--- Start Records ---
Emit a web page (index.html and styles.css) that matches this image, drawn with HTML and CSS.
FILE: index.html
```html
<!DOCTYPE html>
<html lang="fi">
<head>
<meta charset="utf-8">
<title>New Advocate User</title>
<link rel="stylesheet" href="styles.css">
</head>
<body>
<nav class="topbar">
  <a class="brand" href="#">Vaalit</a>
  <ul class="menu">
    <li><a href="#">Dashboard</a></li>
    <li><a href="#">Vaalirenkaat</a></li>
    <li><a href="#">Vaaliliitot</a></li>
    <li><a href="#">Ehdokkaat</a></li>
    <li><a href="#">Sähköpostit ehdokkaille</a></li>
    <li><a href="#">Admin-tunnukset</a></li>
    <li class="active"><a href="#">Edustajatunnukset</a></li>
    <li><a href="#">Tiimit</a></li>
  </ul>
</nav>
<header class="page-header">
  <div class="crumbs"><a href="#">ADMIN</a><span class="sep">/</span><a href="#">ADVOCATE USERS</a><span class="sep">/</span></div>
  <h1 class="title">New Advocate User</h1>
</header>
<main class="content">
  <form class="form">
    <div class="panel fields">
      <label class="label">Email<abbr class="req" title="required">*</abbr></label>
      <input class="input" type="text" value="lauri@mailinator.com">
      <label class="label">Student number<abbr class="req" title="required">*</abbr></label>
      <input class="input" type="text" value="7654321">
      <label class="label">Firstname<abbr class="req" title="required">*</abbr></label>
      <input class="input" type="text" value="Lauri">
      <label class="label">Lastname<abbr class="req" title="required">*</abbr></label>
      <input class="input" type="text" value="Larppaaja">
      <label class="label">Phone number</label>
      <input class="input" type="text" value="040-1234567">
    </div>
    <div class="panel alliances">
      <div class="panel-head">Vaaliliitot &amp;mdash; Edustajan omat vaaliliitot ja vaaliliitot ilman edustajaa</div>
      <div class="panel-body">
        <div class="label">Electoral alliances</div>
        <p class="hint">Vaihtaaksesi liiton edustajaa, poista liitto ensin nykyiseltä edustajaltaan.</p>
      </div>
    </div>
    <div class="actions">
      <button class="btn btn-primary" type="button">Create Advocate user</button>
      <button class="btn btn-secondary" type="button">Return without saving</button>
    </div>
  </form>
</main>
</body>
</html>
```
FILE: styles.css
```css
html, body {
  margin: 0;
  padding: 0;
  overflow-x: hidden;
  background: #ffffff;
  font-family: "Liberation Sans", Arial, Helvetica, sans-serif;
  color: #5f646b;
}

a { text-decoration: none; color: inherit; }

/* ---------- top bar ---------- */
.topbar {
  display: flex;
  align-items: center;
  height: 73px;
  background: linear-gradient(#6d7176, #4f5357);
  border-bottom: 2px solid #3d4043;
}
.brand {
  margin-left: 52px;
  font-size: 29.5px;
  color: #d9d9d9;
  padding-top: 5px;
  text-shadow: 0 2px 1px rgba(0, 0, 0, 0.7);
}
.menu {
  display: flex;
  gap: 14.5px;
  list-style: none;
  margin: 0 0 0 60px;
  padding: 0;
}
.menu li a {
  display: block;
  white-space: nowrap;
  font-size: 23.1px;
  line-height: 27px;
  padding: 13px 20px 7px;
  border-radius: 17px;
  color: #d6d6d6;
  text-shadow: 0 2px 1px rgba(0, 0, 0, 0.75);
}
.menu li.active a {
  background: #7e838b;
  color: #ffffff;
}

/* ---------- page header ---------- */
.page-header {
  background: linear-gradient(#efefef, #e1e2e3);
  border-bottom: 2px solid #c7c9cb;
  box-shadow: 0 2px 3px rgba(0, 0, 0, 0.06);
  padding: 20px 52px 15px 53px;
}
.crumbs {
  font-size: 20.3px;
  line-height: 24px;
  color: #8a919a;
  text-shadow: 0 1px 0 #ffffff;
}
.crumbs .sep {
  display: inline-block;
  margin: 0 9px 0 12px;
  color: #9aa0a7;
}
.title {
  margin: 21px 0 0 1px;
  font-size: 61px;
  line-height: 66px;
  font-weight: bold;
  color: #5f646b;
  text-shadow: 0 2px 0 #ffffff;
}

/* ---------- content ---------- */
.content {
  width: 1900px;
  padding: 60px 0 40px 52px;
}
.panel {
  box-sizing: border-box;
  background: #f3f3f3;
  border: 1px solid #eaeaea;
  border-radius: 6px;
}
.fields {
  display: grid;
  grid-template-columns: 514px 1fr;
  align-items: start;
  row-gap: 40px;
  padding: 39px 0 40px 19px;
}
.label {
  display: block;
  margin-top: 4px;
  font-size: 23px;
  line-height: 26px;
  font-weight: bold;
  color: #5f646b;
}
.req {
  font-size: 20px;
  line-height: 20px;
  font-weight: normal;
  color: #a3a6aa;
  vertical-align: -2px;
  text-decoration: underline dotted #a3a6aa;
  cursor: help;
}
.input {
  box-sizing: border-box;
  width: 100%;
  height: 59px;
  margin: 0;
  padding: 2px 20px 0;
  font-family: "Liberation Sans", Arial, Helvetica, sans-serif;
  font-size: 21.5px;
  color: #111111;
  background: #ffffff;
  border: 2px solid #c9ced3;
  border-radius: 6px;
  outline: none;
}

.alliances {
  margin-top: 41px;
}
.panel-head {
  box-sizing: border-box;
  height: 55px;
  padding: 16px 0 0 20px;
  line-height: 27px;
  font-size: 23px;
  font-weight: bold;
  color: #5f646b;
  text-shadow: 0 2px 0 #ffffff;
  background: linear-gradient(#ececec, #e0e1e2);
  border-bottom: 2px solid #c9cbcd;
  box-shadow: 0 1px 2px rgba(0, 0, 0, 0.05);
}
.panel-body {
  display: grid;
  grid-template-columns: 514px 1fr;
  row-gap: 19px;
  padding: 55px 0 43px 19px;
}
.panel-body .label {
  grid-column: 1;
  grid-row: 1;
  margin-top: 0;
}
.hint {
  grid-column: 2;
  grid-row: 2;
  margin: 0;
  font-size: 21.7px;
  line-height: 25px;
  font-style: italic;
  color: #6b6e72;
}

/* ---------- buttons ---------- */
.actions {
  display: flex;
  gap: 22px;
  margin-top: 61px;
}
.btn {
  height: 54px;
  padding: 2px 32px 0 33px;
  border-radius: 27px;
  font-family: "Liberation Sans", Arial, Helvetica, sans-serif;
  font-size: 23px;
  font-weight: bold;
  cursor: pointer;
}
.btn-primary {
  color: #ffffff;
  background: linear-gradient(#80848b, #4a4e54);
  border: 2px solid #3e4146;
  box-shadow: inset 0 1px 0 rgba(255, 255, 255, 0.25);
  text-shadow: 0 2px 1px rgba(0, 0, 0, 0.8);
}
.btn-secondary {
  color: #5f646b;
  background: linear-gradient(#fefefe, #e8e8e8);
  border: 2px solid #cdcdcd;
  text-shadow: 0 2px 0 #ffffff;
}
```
--- End Records ---
--- Start Records ---
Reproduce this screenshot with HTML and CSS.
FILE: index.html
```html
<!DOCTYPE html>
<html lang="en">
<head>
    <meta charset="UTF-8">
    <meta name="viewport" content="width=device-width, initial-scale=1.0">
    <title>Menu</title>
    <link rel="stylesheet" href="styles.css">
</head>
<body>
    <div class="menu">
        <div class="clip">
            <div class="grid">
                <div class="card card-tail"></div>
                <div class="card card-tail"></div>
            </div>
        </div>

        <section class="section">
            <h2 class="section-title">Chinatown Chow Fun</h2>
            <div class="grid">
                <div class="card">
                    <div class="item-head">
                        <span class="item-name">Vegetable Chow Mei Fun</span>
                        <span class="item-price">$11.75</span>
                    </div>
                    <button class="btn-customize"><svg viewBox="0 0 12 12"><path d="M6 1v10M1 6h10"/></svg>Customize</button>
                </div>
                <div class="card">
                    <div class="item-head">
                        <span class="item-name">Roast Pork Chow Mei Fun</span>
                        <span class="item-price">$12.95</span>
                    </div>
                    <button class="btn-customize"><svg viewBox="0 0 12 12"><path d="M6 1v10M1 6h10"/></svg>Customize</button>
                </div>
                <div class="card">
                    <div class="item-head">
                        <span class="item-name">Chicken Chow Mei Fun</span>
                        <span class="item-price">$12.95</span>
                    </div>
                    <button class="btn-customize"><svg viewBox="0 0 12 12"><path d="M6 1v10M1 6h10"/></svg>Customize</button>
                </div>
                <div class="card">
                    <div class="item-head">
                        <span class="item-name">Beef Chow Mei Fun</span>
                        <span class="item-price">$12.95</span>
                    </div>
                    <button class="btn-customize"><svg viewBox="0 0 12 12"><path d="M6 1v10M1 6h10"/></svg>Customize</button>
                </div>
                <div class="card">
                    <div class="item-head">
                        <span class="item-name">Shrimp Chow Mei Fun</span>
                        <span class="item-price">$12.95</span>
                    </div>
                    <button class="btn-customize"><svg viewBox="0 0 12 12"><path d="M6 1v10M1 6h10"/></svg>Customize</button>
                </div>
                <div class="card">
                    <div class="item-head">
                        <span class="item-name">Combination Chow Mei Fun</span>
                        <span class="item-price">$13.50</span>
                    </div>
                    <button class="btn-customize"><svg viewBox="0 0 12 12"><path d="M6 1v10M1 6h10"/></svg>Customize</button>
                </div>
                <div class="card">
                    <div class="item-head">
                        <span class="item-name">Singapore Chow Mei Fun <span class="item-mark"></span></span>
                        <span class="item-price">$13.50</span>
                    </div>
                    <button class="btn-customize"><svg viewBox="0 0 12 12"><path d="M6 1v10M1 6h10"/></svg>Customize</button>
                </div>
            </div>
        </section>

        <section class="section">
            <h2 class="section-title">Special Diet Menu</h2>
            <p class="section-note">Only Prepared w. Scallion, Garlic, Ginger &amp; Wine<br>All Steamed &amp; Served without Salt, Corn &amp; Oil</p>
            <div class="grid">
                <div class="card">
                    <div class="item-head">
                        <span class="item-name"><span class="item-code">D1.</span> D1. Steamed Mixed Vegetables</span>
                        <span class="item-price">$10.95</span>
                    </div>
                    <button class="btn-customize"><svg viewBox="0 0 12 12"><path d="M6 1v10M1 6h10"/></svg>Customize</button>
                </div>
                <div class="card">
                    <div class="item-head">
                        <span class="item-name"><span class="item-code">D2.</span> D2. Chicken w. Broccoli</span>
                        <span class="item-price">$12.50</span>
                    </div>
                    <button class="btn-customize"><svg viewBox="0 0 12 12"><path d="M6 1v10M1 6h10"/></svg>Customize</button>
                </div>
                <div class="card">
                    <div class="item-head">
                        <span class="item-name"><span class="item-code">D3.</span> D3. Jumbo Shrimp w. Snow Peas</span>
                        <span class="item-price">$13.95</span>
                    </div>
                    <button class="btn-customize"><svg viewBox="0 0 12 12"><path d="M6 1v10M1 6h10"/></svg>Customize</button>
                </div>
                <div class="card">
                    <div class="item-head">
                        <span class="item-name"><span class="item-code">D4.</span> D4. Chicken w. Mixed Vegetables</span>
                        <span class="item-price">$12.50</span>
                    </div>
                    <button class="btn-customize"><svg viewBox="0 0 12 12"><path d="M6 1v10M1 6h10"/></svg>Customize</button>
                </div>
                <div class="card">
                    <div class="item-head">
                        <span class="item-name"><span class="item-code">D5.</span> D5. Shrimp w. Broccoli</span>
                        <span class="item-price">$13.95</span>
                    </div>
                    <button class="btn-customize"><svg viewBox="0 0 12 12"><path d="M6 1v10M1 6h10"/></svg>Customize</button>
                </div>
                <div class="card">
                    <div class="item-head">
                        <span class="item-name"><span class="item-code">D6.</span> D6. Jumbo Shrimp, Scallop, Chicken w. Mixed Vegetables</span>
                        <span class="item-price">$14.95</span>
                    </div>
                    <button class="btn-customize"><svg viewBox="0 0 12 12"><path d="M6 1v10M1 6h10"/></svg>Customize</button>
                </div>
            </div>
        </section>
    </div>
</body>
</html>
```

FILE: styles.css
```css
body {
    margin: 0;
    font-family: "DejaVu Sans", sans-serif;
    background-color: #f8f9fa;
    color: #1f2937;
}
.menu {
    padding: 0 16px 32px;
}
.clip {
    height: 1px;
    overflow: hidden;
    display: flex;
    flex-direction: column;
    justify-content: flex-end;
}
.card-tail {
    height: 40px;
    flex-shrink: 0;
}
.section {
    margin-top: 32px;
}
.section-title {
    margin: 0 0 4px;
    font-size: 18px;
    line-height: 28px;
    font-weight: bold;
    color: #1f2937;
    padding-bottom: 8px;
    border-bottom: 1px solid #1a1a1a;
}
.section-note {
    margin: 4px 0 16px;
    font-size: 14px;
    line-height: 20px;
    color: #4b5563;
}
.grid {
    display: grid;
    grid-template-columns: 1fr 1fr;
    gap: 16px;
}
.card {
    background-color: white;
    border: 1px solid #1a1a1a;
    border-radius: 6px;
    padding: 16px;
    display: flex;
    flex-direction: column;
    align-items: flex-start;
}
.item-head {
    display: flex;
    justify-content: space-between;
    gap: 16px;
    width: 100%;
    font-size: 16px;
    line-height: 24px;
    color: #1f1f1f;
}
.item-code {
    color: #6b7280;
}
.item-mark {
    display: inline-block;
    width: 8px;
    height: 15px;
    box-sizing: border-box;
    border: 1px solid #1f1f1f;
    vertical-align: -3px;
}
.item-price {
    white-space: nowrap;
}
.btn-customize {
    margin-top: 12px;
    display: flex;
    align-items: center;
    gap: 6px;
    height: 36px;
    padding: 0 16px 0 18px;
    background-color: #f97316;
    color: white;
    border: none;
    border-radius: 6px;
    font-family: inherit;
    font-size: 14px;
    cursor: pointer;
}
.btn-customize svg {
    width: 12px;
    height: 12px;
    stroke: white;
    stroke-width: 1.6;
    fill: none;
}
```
--- End Records ---
# Short task:
Of all the lines in the data above, state how many include "this". Say only the number.

# Exercise result:
2